S’il s’agissait d’une véritable charte de la laïcité, plutôt que d’une charte sur la laïcité des non chrétiens, où devrait se situer la personne qui veut s’opposer aux idées rétrogrades tout en respectant les libertés individuelles? Serait-ce raciste et inacceptable si la charte s’imposait aussi aux confessions chrétiennes en leur retirant le droit de s’afficher en public tout autant qu’aux autres? Bien sûr que non : ce serait une attaque frontale contre toute forme de religion et de religiosité. Ce serait probablement en conflit clair et direct avec le droit à la liberté de culte et de religion, qui reste une liberté fondamentale, et ce serait de toute façon contre-productif, comme l’exemple de l’URSS l’a démontré. L’Église orthodoxe, après des décennies d’interdiction officielle, y est en effet aussi riche, puissante et plus vivante que jamais. Mais une charte qui interdirait également la religion de tout le monde ne serait pas une charte raciste, ce serait une charte anti-religion, et il me semble que ce genre de question mérite son traitement propre.
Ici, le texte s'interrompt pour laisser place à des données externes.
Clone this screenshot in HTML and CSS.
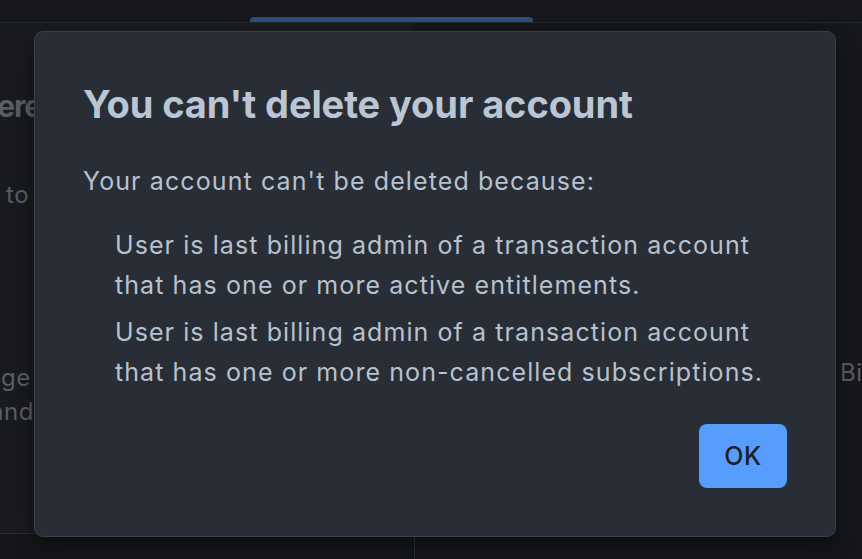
FILE: index.html
```html
<!DOCTYPE html>
<html lang="en">
<head>
<meta charset="utf-8">
<title>You can't delete your account</title>
<link rel="stylesheet" href="styles.css">
</head>
<body>
<div class="page">
  <header class="topbar">
    <div class="tab"></div>
  </header>
  <div class="main">
    <section class="left">
      <h2 class="bg-heading">There</h2>
      <p class="bg-text to">to</p>
      <p class="bg-text page-line">ge</p>
      <p class="bg-text and-line">and</p>
    </section>
    <section class="right">
      <p class="bg-text bi">Billing</p>
    </section>
  </div>
  <div class="bottom">
    <div class="bottom-left"></div>
    <div class="bottom-right"></div>
  </div>
</div>

<div class="modal" role="dialog" aria-labelledby="modal-title">
  <h1 id="modal-title" class="modal-title">You can't delete your account</h1>
  <p class="modal-text">Your account can't be deleted because:</p>
  <ul class="reasons">
    <li>User is last billing admin of a transaction account<br>that has one or more active entitlements.</li>
    <li>User is last billing admin of a transaction account<br>that has one or more non-cancelled subscriptions.</li>
  </ul>
  <div class="modal-footer">
    <button class="ok-btn" type="button">OK</button>
  </div>
</div>
</body>
</html>
```

FILE: styles.css
```css
* { box-sizing: border-box; }

html, body {
  margin: 0;
  padding: 0;
  height: 100%;
  overflow: hidden;
}

body {
  background: #16181b;
  font-family: Inter, "Noto Sans", "Liberation Sans", sans-serif;
  color: #b6c2cf;
}

.page {
  display: flex;
  flex-direction: column;
  height: 100vh;
}

.topbar {
  height: 23px;
  flex: none;
  background: #17181b;
  border-bottom: 1px solid #222a2c;
  display: flex;
  align-items: flex-end;
  padding-left: 250px;
}

.tab {
  width: 283px;
  height: 5px;
  background: #2d4f7c;
  border-radius: 4px 4px 0 0;
}

.main {
  display: flex;
  height: 511px;
  flex: none;
}

.left {
  width: 414px;
  background: #191b1e;
  border-bottom: 1px solid #2b2f34;
  overflow: hidden;
  padding-top: 63px;
}

.right {
  flex: 1;
  background: #16181b;
  padding-top: 334px;
  overflow: hidden;
}

.bg-heading {
  margin: 0 0 0 -39px;
  font-size: 30px;
  line-height: 40px;
  font-weight: 700;
  letter-spacing: -1.2px;
  color: #5a5f67;
  white-space: nowrap;
}

.bg-text {
  margin: 0;
  font-size: 24px;
  line-height: 32px;
  letter-spacing: 0.6px;
  color: #5a5f67;
  white-space: nowrap;
}

.to { margin: 53px 0 0 6px; }
.page-line { margin: 151px 0 0 1px; }
.and-line { margin: 2px 0 0 -10px; }

.bi { margin-left: 426px; }

.bottom {
  flex: 1;
  display: flex;
  background: #141619;
}

.bottom-left {
  width: 415px;
  border-right: 1px solid #2b2f34;
}

.bottom-right { flex: 1; }

.modal {
  position: absolute;
  left: 34px;
  top: 31px;
  width: 802px;
  height: 506px;
  background: #292d35;
  border: 1px solid #3b4048;
  border-radius: 9px;
  box-shadow: 0 8px 24px rgba(0, 0, 0, 0.45);
  padding: 52px 48px 48px 48px;
  display: flex;
  flex-direction: column;
}

.modal-title {
  margin: 0;
  font-size: 38px;
  line-height: 40px;
  font-weight: 700;
  letter-spacing: -0.1px;
  color: #bac6d3;
}

.modal-text {
  margin: 37px 0 0;
  font-size: 25px;
  line-height: 40px;
  letter-spacing: 1.1px;
  color: #b6c2cf;
}

.reasons {
  list-style: none;
  margin: 24px 0 0;
  padding: 0 0 0 32px;
  font-size: 25px;
  line-height: 40px;
  letter-spacing: 1.08px;
  color: #b6c2cf;
}

.reasons li + li { margin-top: 7px; }

.modal-footer {
  margin-top: 32px;
  display: flex;
  justify-content: flex-end;
}

.ok-btn {
  width: 88px;
  height: 64px;
  border: none;
  border-radius: 8px;
  background: #579dff;
  color: #1d2125;
  font-family: Inter, "Noto Sans", "Liberation Sans", sans-serif;
  font-size: 25px;
  font-weight: 500;
  letter-spacing: 0.5px;
  padding: 0;
}
```
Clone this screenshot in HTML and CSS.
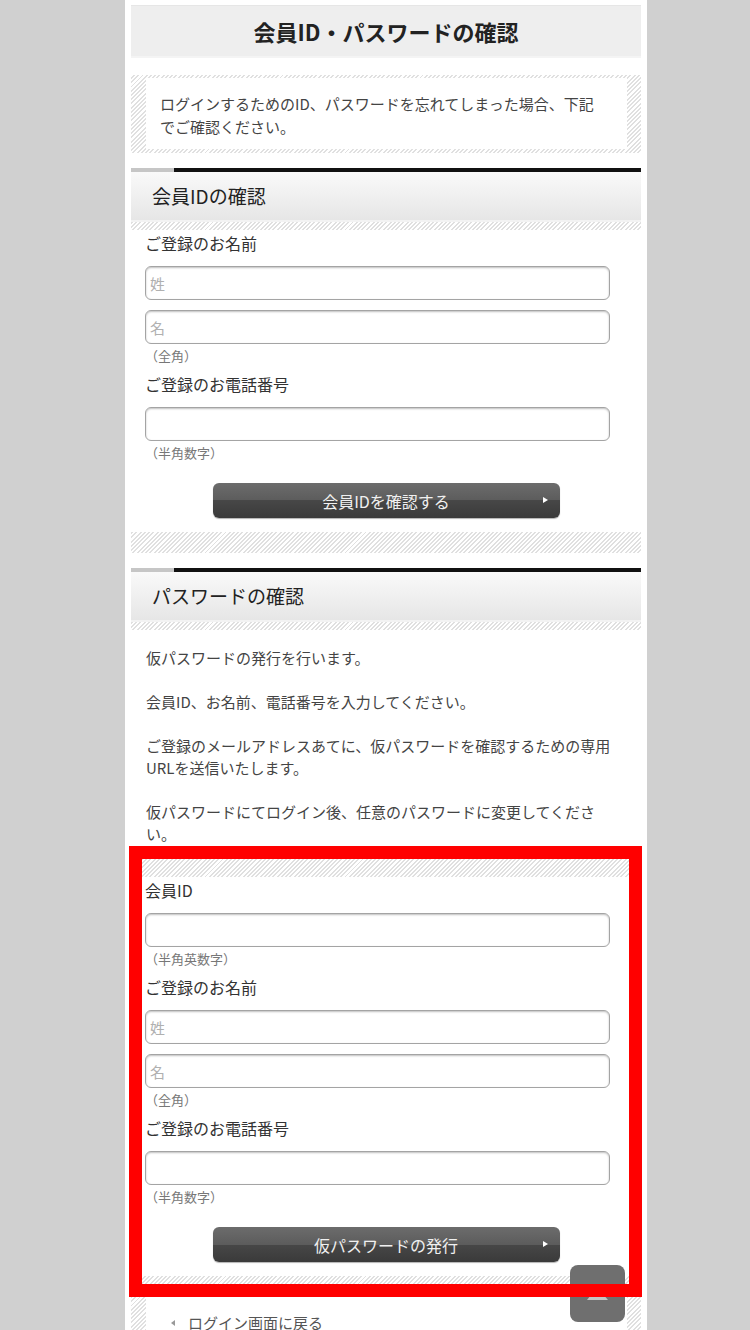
FILE: index.html
```html
<!DOCTYPE html>
<html lang="ja">
<head>
    <meta charset="UTF-8">
    <meta name="viewport" content="width=device-width, initial-scale=1.0">
    <title>会員ID・パスワードの確認</title>
    <link rel="stylesheet" href="styles.css">
</head>
<body>
    <div class="page">
        <h1 class="page-title">会員ID・パスワードの確認</h1>

        <div class="notice">
            <p>ログインするためのID、パスワードを忘れてしまった場合、下記でご確認ください。</p>
        </div>

        <div class="section">
            <h2 class="section-title">会員IDの確認</h2>
            <form class="form">
                <p class="label">ご登録のお名前</p>
                <input type="text" class="text" placeholder="姓">
                <input type="text" class="text" placeholder="名">
                <p class="note">（全角）</p>
                <p class="label">ご登録のお電話番号</p>
                <input type="tel" class="text">
                <p class="note">（半角数字）</p>
                <button type="button" class="btn">会員IDを確認する</button>
            </form>
            <div class="band"></div>
        </div>

        <div class="section">
            <h2 class="section-title">パスワードの確認</h2>
            <div class="lead">
                <p>仮パスワードの発行を行います。</p>
                <p>会員ID、お名前、電話番号を入力してください。</p>
                <p>ご登録のメールアドレスあてに、仮パスワードを確認するための専用URLを送信いたします。</p>
                <p>仮パスワードにてログイン後、任意のパスワードに変更してください。</p>
            </div>
            <div class="band band-top"></div>
            <form class="form">
                <p class="label">会員ID</p>
                <input type="text" class="text">
                <p class="note">（半角英数字）</p>
                <p class="label">ご登録のお名前</p>
                <input type="text" class="text" placeholder="姓">
                <input type="text" class="text" placeholder="名">
                <p class="note">（全角）</p>
                <p class="label">ご登録のお電話番号</p>
                <input type="tel" class="text">
                <p class="note">（半角数字）</p>
                <button type="button" class="btn">仮パスワードの発行</button>
            </form>
            <div class="band"></div>
        </div>

        <div class="back">
            <a href="#" class="back-link">ログイン画面に戻る</a>
        </div>

        <div class="highlight"></div>
    </div>

    <a href="#" class="to-top">
        <svg width="55" height="57" viewBox="0 0 55 57">
            <polygon points="27,22 38,35 17,35" fill="#c4c4c4"/>
        </svg>
    </a>
</body>
</html>
```

FILE: styles.css
```css
body {
    margin: 0;
    background-color: #d0d0d0;
    font-family: "Noto Sans CJK JP", sans-serif;
    color: #444;
}

p {
    margin: 0;
}

.page {
    position: relative;
    width: 510px;
    min-height: 1330px;
    margin-left: 125px;
    padding: 5px 6px 0;
    background-color: #fff;
}

.page-title {
    margin: 0;
    height: 50px;
    line-height: 50px;
    border-top: 1px solid #e6e6e6;
    border-bottom: 2px solid #f4f4f4;
    background-color: #eeeeee;
    text-align: center;
    font-size: 22px;
    font-weight: bold;
    color: #222;
}

/* hatched stripes used for frames and dividers */
.notice,
.band,
.back,
.section-title + .form,
.section-title + .lead {
    background: repeating-linear-gradient(-45deg, #fff 0, #fff 1.6px, #e0e0e0 1.6px, #e0e0e0 3px);
}

.notice {
    margin-top: 17px;
    padding: 3px 14px 4px 15px;
}

.notice p {
    background-color: #fff;
    padding: 14px 22px 11px 14px;
    font-size: 15px;
    line-height: 23px;
}

.section {
    margin-top: 15px;
}

.section-title {
    margin: 0;
    height: 48px;
    padding: 4px 0 0 21px;
    line-height: 48px;
    border-bottom: 2px solid #f3f3f3;
    background:
        linear-gradient(to right, #c6c6c6 43px, #111 43px) top / 100% 4px no-repeat,
        linear-gradient(#fbfbfb, #e6e6e6);
    font-size: 19px;
    font-weight: normal;
    color: #222;
}

/* the block right under a heading keeps an 8px stripe on top */
.section-title + .form,
.section-title + .lead {
    background-size: 100% 8px;
    background-repeat: no-repeat;
    border-top: 8px solid transparent;
    background-origin: border-box;
}

.form {
    display: flex;
    flex-direction: column;
    align-items: flex-start;
    padding: 3px 14px 14px;
}

.label {
    font-size: 16px;
    line-height: 20px;
    color: #333;
    margin-bottom: 13px;
}

.note + .label {
    margin-top: 10px;
}

.text {
    box-sizing: border-box;
    width: 465px;
    height: 34px;
    margin: 0;
    padding: 0 4px;
    border: 1px solid #a4a4a4;
    border-radius: 6px;
    box-shadow: inset 0 1px 2px rgba(0, 0, 0, 0.25);
    font-family: inherit;
    font-size: 15px;
    color: #333;
}

.text + .text {
    margin-top: 10px;
}

.text::placeholder {
    color: #b0b0b0;
}

.note {
    margin-top: 4px;
    font-size: 13px;
    line-height: 16px;
    color: #777;
}

.btn {
    position: relative;
    align-self: center;
    width: 347px;
    height: 35px;
    margin-top: 22px;
    border: none;
    border-radius: 6px;
    background: linear-gradient(#6c6c6c, #5c5c5c 50%, #474747 50%, #3a3a3a);
    box-shadow: 0 1px 1px rgba(0, 0, 0, 0.3);
    font-family: inherit;
    font-size: 16px;
    color: #f0f0f0;
    cursor: pointer;
}

.btn::after {
    content: "";
    position: absolute;
    right: 12px;
    top: 14px;
    border-left: 5px solid #fff;
    border-top: 3.5px solid transparent;
    border-bottom: 3.5px solid transparent;
}

.band {
    height: 21px;
}

.band-top {
    height: 24px;
}

.lead {
    padding: 17px 24px 8px 15px;
    font-size: 15px;
    line-height: 22px;
}

.lead p + p {
    margin-top: 22px;
}

.back {
    padding: 0 14px 0 15px;
}

.back-link {
    display: block;
    height: 60px;
    padding: 15px 0 0 42px;
    background-color: #fff;
    position: relative;
    font-size: 15px;
    line-height: 22px;
    color: #555;
    text-decoration: none;
}

.back-link::before {
    content: "";
    position: absolute;
    left: 25px;
    top: 23px;
    border-right: 4px solid #999;
    border-top: 3px solid transparent;
    border-bottom: 3px solid transparent;
}

.highlight {
    position: absolute;
    left: 4px;
    top: 846px;
    width: 513px;
    height: 451px;
    box-sizing: border-box;
    border: 13px solid #ff0000;
    z-index: 2;
}

.to-top {
    position: fixed;
    right: 125px;
    bottom: 8px;
    width: 55px;
    height: 57px;
    border-radius: 8px;
    background-color: #6f6f6f;
    z-index: 1;
}

.to-top svg {
    display: block;
}
```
Sans suivre la voie de l’interdiction pure et simple, il existe plusieurs autres moyens de s’opposer à la religion et de laïciser de plus en plus la société, que l’on pense à une réforme du calendrier, à un crucifix à retirer, à la fin des crédits d’impôt aux lieux de culte et bien d’autres. Si on considère qu’il s’agirait là d’un moyen comme un autre de combattre l’obscurantisme et le conservatisme, il me semble aujourd’hui qu’il ne faudrait plus se cacher de lutter contre la religion, contre ses idées et ses pratiques, et que laisser la liberté de croyance à autrui ne veut pas dire qu’il faut respecter ses croyances parce que ce sont les siennes. Je ne sais pas si l’affirmation « les goûts ne se discutent pas » est fondée ou non, mais il me paraît clair que « l’appartenance religieuse ne se discute pas » est une bêtise, lorsqu’accompagné d’idées politiques aberrantes.